I came away from the roundtable heartened by the sheer grandness and daring of the Tikkun Olam plan, and proud that highly talented people were devoting enormous time and energy to transforming Jewish life in a way that could benefit much of the world. But at the same time I thought back on how many creative projects have failed in our community, the victims of turf battles and small-minded thinking that results in internal competition rather than wide-scale cooperation.
Are we ready for this challenge?
A project of this scope requires the full participation and leadership of the government of Israel, recognizing the potential benefit it could have for the state, the Jewish people and the world. But petty politics, so commonplace in Jerusalem, could easily prevent this project from getting off the ground.

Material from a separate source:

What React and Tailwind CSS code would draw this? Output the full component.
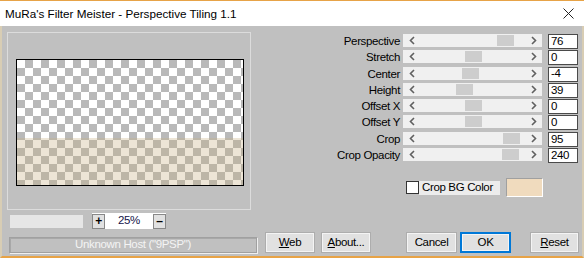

That would be more than a shame, but not surprising.
For now, it’s important for the planners to let their ideas be shared, considered and debated — but only up to a point. There will never be full agreement. The key is to convince enough partners from the worlds of business, government, philanthropy and Jewish organizational life to start translating this grand vision into projects on the ground. Once they meet success, others will want to join, turning “tikkun olam” from a cliché into a blessed reality.